═════ SUPPLIED MATERIAL ═════
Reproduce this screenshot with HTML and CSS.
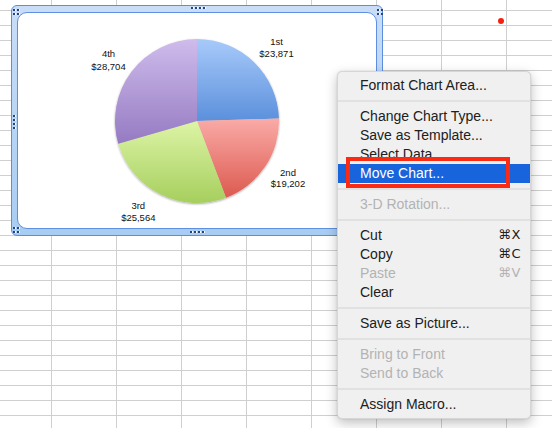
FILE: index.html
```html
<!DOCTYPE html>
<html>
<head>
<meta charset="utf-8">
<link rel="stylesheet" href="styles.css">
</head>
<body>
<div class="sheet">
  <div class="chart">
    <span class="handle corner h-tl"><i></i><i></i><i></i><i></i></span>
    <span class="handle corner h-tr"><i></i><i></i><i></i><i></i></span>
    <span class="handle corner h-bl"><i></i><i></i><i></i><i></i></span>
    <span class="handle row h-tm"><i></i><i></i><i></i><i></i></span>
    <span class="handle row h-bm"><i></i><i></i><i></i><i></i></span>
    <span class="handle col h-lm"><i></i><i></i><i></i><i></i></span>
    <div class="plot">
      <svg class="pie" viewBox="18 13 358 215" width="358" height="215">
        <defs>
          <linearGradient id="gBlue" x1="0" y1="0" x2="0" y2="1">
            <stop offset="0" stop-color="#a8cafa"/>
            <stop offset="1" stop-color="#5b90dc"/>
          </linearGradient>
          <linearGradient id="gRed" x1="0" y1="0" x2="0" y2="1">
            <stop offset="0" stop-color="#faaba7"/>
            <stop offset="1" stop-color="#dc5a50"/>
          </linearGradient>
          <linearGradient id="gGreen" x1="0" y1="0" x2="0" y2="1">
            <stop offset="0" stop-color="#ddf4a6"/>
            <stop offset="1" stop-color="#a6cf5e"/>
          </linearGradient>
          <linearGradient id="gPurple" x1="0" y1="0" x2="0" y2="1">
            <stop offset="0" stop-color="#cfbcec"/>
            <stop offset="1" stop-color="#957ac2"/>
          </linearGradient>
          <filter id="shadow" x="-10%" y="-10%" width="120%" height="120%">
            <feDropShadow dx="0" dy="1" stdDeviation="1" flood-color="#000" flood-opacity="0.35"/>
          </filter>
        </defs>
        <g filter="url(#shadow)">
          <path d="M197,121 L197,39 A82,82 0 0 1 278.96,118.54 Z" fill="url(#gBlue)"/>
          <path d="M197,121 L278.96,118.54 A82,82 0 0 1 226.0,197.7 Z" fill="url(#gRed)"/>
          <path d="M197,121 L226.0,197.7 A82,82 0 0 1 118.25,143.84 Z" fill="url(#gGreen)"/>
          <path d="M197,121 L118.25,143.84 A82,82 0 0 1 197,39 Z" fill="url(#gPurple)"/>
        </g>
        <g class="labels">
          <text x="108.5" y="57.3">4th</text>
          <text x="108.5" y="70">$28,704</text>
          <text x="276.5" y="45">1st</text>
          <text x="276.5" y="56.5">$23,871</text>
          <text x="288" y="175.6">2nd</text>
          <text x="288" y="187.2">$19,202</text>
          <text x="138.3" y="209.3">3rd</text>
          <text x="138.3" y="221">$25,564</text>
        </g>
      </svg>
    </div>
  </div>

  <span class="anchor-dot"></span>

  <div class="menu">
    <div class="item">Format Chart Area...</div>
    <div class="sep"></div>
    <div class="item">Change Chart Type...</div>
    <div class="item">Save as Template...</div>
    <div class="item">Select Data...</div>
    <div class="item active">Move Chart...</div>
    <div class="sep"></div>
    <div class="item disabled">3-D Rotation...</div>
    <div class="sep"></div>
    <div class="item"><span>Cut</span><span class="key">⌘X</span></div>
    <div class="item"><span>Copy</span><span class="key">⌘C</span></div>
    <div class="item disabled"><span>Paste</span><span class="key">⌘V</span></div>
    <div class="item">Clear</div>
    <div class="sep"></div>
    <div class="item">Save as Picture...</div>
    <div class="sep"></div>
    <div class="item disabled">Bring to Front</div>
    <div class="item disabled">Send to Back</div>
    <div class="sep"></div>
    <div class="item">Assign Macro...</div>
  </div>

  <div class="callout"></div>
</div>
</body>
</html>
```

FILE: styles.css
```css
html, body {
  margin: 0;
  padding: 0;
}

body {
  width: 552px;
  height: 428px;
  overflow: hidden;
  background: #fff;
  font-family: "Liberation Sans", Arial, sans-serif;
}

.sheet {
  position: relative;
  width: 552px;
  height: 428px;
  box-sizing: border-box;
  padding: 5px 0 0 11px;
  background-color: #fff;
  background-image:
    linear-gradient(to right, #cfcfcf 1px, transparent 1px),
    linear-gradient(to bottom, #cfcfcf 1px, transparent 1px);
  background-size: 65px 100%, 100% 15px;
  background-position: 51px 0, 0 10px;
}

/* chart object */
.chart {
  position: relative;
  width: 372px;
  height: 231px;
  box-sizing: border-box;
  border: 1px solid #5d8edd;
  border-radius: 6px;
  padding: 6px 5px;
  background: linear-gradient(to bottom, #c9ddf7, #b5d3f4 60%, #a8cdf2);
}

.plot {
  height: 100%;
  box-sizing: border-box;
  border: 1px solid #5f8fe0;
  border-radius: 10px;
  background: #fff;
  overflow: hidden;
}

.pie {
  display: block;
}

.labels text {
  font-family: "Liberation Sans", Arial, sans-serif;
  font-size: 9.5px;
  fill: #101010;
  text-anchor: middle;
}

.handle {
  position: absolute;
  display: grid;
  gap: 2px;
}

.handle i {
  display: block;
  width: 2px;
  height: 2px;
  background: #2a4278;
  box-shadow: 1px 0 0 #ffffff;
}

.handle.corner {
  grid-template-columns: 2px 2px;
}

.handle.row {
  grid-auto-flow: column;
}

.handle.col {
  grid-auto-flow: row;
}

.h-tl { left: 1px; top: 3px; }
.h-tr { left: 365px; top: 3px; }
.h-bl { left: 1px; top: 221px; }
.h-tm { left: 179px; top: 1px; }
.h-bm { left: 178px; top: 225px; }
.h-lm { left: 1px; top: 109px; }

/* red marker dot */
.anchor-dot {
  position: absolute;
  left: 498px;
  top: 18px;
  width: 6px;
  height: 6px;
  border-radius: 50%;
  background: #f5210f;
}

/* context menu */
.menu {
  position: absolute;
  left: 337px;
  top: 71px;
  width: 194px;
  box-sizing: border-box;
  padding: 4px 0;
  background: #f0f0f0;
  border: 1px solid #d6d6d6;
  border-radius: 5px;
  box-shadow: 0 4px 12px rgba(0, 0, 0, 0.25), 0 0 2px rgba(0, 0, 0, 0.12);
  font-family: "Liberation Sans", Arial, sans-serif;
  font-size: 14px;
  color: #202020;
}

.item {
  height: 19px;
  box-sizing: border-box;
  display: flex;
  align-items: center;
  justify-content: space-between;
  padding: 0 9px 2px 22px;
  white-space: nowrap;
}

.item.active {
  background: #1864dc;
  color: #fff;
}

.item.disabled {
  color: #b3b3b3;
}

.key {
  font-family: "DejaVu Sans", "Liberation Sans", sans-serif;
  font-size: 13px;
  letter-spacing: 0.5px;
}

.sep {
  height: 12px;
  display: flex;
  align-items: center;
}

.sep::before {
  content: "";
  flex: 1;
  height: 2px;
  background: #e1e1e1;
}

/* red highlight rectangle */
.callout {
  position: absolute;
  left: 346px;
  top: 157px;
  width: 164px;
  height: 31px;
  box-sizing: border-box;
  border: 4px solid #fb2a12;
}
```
═════
Reproduce the full listing above verbatim, with no pictures included.

_FINAL ANSWER_.
Reproduce this screenshot with HTML and CSS.
FILE: index.html
```html
<!DOCTYPE html>
<html>
<head>
<meta charset="utf-8">
<link rel="stylesheet" href="styles.css">
</head>
<body>
<div class="sheet">
  <div class="chart">
    <span class="handle corner h-tl"><i></i><i></i><i></i><i></i></span>
    <span class="handle corner h-tr"><i></i><i></i><i></i><i></i></span>
    <span class="handle corner h-bl"><i></i><i></i><i></i><i></i></span>
    <span class="handle row h-tm"><i></i><i></i><i></i><i></i></span>
    <span class="handle row h-bm"><i></i><i></i><i></i><i></i></span>
    <span class="handle col h-lm"><i></i><i></i><i></i><i></i></span>
    <div class="plot">
      <svg class="pie" viewBox="18 13 358 215" width="358" height="215">
        <defs>
          <linearGradient id="gBlue" x1="0" y1="0" x2="0" y2="1">
            <stop offset="0" stop-color="#a8cafa"/>
            <stop offset="1" stop-color="#5b90dc"/>
          </linearGradient>
          <linearGradient id="gRed" x1="0" y1="0" x2="0" y2="1">
            <stop offset="0" stop-color="#faaba7"/>
            <stop offset="1" stop-color="#dc5a50"/>
          </linearGradient>
          <linearGradient id="gGreen" x1="0" y1="0" x2="0" y2="1">
            <stop offset="0" stop-color="#ddf4a6"/>
            <stop offset="1" stop-color="#a6cf5e"/>
          </linearGradient>
          <linearGradient id="gPurple" x1="0" y1="0" x2="0" y2="1">
            <stop offset="0" stop-color="#cfbcec"/>
            <stop offset="1" stop-color="#957ac2"/>
          </linearGradient>
          <filter id="shadow" x="-10%" y="-10%" width="120%" height="120%">
            <feDropShadow dx="0" dy="1" stdDeviation="1" flood-color="#000" flood-opacity="0.35"/>
          </filter>
        </defs>
        <g filter="url(#shadow)">
          <path d="M197,121 L197,39 A82,82 0 0 1 278.96,118.54 Z" fill="url(#gBlue)"/>
          <path d="M197,121 L278.96,118.54 A82,82 0 0 1 226.0,197.7 Z" fill="url(#gRed)"/>
          <path d="M197,121 L226.0,197.7 A82,82 0 0 1 118.25,143.84 Z" fill="url(#gGreen)"/>
          <path d="M197,121 L118.25,143.84 A82,82 0 0 1 197,39 Z" fill="url(#gPurple)"/>
        </g>
        <g class="labels">
          <text x="108.5" y="57.3">4th</text>
          <text x="108.5" y="70">$28,704</text>
          <text x="276.5" y="45">1st</text>
          <text x="276.5" y="56.5">$23,871</text>
          <text x="288" y="175.6">2nd</text>
          <text x="288" y="187.2">$19,202</text>
          <text x="138.3" y="209.3">3rd</text>
          <text x="138.3" y="221">$25,564</text>
        </g>
      </svg>
    </div>
  </div>

  <span class="anchor-dot"></span>

  <div class="menu">
    <div class="item">Format Chart Area...</div>
    <div class="sep"></div>
    <div class="item">Change Chart Type...</div>
    <div class="item">Save as Template...</div>
    <div class="item">Select Data...</div>
    <div class="item active">Move Chart...</div>
    <div class="sep"></div>
    <div class="item disabled">3-D Rotation...</div>
    <div class="sep"></div>
    <div class="item"><span>Cut</span><span class="key">⌘X</span></div>
    <div class="item"><span>Copy</span><span class="key">⌘C</span></div>
    <div class="item disabled"><span>Paste</span><span class="key">⌘V</span></div>
    <div class="item">Clear</div>
    <div class="sep"></div>
    <div class="item">Save as Picture...</div>
    <div class="sep"></div>
    <div class="item disabled">Bring to Front</div>
    <div class="item disabled">Send to Back</div>
    <div class="sep"></div>
    <div class="item">Assign Macro...</div>
  </div>

  <div class="callout"></div>
</div>
</body>
</html>
```

FILE: styles.css
```css
html, body {
  margin: 0;
  padding: 0;
}

body {
  width: 552px;
  height: 428px;
  overflow: hidden;
  background: #fff;
  font-family: "Liberation Sans", Arial, sans-serif;
}

.sheet {
  position: relative;
  width: 552px;
  height: 428px;
  box-sizing: border-box;
  padding: 5px 0 0 11px;
  background-color: #fff;
  background-image:
    linear-gradient(to right, #cfcfcf 1px, transparent 1px),
    linear-gradient(to bottom, #cfcfcf 1px, transparent 1px);
  background-size: 65px 100%, 100% 15px;
  background-position: 51px 0, 0 10px;
}

/* chart object */
.chart {
  position: relative;
  width: 372px;
  height: 231px;
  box-sizing: border-box;
  border: 1px solid #5d8edd;
  border-radius: 6px;
  padding: 6px 5px;
  background: linear-gradient(to bottom, #c9ddf7, #b5d3f4 60%, #a8cdf2);
}

.plot {
  height: 100%;
  box-sizing: border-box;
  border: 1px solid #5f8fe0;
  border-radius: 10px;
  background: #fff;
  overflow: hidden;
}

.pie {
  display: block;
}

.labels text {
  font-family: "Liberation Sans", Arial, sans-serif;
  font-size: 9.5px;
  fill: #101010;
  text-anchor: middle;
}

.handle {
  position: absolute;
  display: grid;
  gap: 2px;
}

.handle i {
  display: block;
  width: 2px;
  height: 2px;
  background: #2a4278;
  box-shadow: 1px 0 0 #ffffff;
}

.handle.corner {
  grid-template-columns: 2px 2px;
}

.handle.row {
  grid-auto-flow: column;
}

.handle.col {
  grid-auto-flow: row;
}

.h-tl { left: 1px; top: 3px; }
.h-tr { left: 365px; top: 3px; }
.h-bl { left: 1px; top: 221px; }
.h-tm { left: 179px; top: 1px; }
.h-bm { left: 178px; top: 225px; }
.h-lm { left: 1px; top: 109px; }

/* red marker dot */
.anchor-dot {
  position: absolute;
  left: 498px;
  top: 18px;
  width: 6px;
  height: 6px;
  border-radius: 50%;
  background: #f5210f;
}

/* context menu */
.menu {
  position: absolute;
  left: 337px;
  top: 71px;
  width: 194px;
  box-sizing: border-box;
  padding: 4px 0;
  background: #f0f0f0;
  border: 1px solid #d6d6d6;
  border-radius: 5px;
  box-shadow: 0 4px 12px rgba(0, 0, 0, 0.25), 0 0 2px rgba(0, 0, 0, 0.12);
  font-family: "Liberation Sans", Arial, sans-serif;
  font-size: 14px;
  color: #202020;
}

.item {
  height: 19px;
  box-sizing: border-box;
  display: flex;
  align-items: center;
  justify-content: space-between;
  padding: 0 9px 2px 22px;
  white-space: nowrap;
}

.item.active {
  background: #1864dc;
  color: #fff;
}

.item.disabled {
  color: #b3b3b3;
}

.key {
  font-family: "DejaVu Sans", "Liberation Sans", sans-serif;
  font-size: 13px;
  letter-spacing: 0.5px;
}

.sep {
  height: 12px;
  display: flex;
  align-items: center;
}

.sep::before {
  content: "";
  flex: 1;
  height: 2px;
  background: #e1e1e1;
}

/* red highlight rectangle */
.callout {
  position: absolute;
  left: 346px;
  top: 157px;
  width: 164px;
  height: 31px;
  box-sizing: border-box;
  border: 4px solid #fb2a12;
}
```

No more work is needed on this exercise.